A historical perspective on Pacific cultures and the games they played
In a first step, the research team sorted through a database on historical games played by cultures located in the Pacific.
“The cultures in our study lived in a broad geographic range, spanning the Pacific Ocean. The cultures were very diverse, but also shared similarities, which allow for a comparison on several aspects of the cultures,” says Leisterer-Peoples.
For example, when two groups live next to each other, it might be that they share some characteristics, such as how they get their food, but they might differ in other aspects, such as the norms surrounding competitive behavior.
“We tried to hone in on these differences, while accounting for their similarities,” says Leisterer-Peoples.
In a second step, the scientists identified characteristics of cultures that indicate how cooperative they might be. “One of the difficulties with historical data is that you can’t go back in time to do interviews with people from different cultures, but have to rely on the historical documentation of these cultures.”, says Leisterer-Peoples.
For example, they looked at how socially hierarchical cultures were structured, how often members of a culture conflict with each other, how often cultures conflicted with other cultures, and how often group members hunt and fish in groups.
“These are real-world proxies for cooperative behavior,” says Leisterer-Peoples.
In the end, they were able to identify 25 cultures that had historical information readily available on both the games they played and relevant cultural characteristics.
Games mimic real-world behavior
The researchers found that the cultures that frequently engage in conflicts with other cultures have more cooperative games than competitive games. On the other hand, cultures with frequent conflicts with their own community members have more competitive games than cooperative games. How socially hierarchical the cultures were and whether they fished and hunted in groups did not reliably relate with what kinds of games were played.
“These findings might be non-intuitive at first glance, but make sense in light of theories on the evolution of cooperation in cultural groups. In times of conflict with other cultures, group members have to cooperate with one another and compete with their opponents. This is reflected in the kinds of games that are played—games with competing groups. And when there’s a lot of conflict among the members of a group, they tend to play games that are competitive.
“These findings suggest that the games we play reflect the socio-ecological characteristics of the culture that we are in,” says Leisterer-Peoples. Games mimic real-world behavior and may be one avenue in which group norms are learned and practiced during childhood.

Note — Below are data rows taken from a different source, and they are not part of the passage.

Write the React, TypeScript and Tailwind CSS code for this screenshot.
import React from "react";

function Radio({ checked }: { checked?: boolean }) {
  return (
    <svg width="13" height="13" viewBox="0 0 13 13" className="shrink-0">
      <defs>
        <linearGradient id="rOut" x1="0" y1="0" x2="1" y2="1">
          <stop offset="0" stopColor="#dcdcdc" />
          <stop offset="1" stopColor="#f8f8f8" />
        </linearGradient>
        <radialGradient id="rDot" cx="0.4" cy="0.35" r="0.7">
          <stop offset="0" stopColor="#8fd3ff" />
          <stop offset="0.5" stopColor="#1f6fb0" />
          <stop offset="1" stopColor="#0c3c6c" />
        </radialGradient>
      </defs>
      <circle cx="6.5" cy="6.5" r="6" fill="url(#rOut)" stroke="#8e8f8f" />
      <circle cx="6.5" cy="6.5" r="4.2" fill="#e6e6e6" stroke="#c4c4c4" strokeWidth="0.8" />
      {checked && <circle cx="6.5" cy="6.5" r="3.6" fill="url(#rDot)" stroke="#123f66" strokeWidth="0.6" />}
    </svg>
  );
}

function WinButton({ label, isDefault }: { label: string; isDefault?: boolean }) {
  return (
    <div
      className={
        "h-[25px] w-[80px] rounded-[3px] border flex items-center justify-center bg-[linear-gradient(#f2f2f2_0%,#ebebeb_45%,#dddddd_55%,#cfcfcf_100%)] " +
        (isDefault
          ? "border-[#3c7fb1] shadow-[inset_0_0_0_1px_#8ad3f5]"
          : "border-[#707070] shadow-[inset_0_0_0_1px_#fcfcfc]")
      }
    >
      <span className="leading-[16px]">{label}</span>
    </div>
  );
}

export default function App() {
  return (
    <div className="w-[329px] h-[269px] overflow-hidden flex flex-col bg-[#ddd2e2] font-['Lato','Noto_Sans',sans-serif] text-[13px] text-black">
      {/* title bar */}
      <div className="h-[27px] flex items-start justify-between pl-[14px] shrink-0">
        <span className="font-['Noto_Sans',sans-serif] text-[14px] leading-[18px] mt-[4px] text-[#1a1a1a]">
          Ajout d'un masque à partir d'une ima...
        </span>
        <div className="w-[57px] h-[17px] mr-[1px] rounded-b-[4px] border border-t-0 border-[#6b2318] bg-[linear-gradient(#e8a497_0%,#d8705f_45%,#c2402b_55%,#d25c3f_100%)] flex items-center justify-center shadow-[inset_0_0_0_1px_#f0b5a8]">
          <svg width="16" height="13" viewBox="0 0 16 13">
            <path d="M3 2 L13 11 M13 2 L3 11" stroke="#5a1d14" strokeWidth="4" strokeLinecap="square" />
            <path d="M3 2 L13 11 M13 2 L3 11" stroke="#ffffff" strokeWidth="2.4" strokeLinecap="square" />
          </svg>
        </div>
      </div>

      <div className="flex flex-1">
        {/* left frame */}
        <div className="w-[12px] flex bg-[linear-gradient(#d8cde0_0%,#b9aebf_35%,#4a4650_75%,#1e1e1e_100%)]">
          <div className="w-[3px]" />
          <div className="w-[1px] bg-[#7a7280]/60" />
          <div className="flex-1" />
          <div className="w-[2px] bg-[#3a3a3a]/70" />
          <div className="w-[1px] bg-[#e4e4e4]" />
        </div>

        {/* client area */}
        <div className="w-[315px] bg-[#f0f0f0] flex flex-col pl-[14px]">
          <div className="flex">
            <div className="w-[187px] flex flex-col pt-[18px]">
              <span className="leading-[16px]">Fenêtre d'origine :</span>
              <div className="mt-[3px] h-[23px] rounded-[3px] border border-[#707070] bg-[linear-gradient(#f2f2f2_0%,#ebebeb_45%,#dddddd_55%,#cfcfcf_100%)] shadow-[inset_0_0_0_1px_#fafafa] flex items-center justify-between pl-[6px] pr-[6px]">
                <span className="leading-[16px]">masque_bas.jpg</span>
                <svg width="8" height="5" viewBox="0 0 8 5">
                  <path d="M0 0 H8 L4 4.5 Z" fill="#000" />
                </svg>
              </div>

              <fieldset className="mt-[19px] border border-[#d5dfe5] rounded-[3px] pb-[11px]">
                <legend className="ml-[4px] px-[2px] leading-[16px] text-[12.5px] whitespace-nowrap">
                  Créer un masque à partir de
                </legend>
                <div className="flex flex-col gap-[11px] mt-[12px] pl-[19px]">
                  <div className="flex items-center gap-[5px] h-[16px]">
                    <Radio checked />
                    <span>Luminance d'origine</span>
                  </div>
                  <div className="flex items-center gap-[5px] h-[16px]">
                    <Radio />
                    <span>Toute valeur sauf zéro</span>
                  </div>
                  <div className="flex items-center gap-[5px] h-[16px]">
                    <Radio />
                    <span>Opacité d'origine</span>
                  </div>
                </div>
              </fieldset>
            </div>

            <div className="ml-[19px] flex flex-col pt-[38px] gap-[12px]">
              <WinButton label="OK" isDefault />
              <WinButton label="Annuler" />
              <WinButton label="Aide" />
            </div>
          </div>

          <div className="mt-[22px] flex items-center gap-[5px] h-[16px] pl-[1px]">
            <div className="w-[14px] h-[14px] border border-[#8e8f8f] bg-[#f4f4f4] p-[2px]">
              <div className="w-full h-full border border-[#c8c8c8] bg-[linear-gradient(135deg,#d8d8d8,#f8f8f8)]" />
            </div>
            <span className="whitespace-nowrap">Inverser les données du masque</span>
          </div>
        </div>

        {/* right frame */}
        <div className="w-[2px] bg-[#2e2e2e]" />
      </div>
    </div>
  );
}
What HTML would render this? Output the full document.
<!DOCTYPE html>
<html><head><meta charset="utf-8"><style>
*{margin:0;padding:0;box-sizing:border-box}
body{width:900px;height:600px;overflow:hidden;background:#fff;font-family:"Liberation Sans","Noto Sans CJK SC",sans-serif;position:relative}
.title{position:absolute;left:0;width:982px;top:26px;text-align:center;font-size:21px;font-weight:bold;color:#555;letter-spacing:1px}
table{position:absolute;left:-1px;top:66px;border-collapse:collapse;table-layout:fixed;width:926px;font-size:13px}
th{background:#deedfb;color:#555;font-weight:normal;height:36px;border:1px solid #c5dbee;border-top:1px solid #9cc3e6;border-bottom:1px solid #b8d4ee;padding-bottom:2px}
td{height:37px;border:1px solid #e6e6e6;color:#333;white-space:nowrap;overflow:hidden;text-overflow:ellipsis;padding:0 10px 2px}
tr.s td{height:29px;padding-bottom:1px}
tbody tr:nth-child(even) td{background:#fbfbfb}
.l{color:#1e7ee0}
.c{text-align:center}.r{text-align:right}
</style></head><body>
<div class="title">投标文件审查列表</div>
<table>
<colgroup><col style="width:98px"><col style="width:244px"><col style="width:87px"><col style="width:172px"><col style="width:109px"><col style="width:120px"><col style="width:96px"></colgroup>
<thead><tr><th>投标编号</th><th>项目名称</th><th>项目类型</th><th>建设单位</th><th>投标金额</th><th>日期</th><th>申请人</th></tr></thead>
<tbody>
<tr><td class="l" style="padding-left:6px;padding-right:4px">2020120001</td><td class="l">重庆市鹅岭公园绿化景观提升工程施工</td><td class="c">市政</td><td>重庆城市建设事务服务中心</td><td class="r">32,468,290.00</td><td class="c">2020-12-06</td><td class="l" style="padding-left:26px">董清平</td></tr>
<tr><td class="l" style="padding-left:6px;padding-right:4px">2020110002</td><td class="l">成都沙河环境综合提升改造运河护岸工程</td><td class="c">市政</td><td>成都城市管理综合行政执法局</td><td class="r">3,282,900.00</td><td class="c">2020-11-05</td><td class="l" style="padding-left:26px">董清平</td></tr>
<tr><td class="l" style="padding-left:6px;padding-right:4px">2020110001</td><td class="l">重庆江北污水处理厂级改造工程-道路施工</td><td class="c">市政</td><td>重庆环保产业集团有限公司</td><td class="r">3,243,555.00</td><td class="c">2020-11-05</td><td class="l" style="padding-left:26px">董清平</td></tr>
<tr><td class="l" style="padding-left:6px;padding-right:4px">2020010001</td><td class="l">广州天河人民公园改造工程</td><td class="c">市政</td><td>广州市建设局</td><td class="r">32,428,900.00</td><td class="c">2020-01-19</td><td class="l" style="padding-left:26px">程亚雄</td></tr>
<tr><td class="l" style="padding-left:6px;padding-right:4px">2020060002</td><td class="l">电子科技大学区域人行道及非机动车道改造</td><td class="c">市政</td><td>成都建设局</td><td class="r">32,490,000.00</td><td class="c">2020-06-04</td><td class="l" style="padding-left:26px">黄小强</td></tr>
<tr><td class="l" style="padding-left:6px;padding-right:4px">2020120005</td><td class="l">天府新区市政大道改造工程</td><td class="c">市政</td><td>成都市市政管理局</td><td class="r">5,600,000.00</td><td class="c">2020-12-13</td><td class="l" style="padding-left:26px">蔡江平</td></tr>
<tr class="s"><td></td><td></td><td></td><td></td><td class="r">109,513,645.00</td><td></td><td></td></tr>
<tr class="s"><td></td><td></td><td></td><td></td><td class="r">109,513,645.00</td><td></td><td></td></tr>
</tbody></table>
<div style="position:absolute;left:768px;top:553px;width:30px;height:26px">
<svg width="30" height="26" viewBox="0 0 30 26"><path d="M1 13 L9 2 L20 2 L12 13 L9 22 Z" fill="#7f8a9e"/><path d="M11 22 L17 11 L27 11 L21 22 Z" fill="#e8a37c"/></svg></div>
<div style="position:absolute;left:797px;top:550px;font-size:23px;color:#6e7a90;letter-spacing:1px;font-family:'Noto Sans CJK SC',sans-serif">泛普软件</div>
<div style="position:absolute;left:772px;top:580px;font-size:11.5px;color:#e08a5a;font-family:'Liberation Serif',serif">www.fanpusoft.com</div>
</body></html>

“Science lives through replication of previous findings. It’s important that future studies investigate this finding further, especially in other parts of the world and in modern-day cultures.
“We don’t know whether this effect is still relevant in today’s gaming culture. Nowadays, store-bought games and video games have overtaken the traditional games that were played in children’s free time. Future studies also need to investigate the specific skills that are learned through games, not just the degree of cooperation in the games,” says Leisterer-Peoples.
Games and enculturation: A cross-cultural analysis of cooperative goal structures in Austronesian games
While most animals play, only humans play games. As animal play serves to teach offspring important life-skills in a safe scenario, human games might, in similar ways, teach important culturally relevant skills. Humans in all cultures play games; however, it is not clear whether variation in the characteristics of games across cultural groups is related to group-level attributes.
Here we investigate specifically whether the cooperativeness of games covaries with socio-ecological differences across cultural groups.
We hypothesize that cultural groups that engage in frequent inter-group conflict, cooperative sustenance acquisition, or that have less stratified social structures, might more frequently play cooperative games as compared to groups that do not share these characteristics.
To test these hypotheses, we gathered data from the ethnographic record on 25 ethnolinguistic groups in the Austronesian language family. We show that cultural groups with higher levels of inter-group conflict and cooperative land-based hunting play cooperative games more frequently than other groups. Additionally, cultural groups with higher levels of intra-group conflict play competitive games more frequently than other groups.
These findings indicate that games are not randomly distributed among cultures, but rather relate to the socio-ecological settings of the cultural groups that practice them. We argue that games serve as training grounds for group-specific norms and values and thereby have an important function in enculturation during childhood. Moreover, games might server an important role in the maintenance of cultural diversity.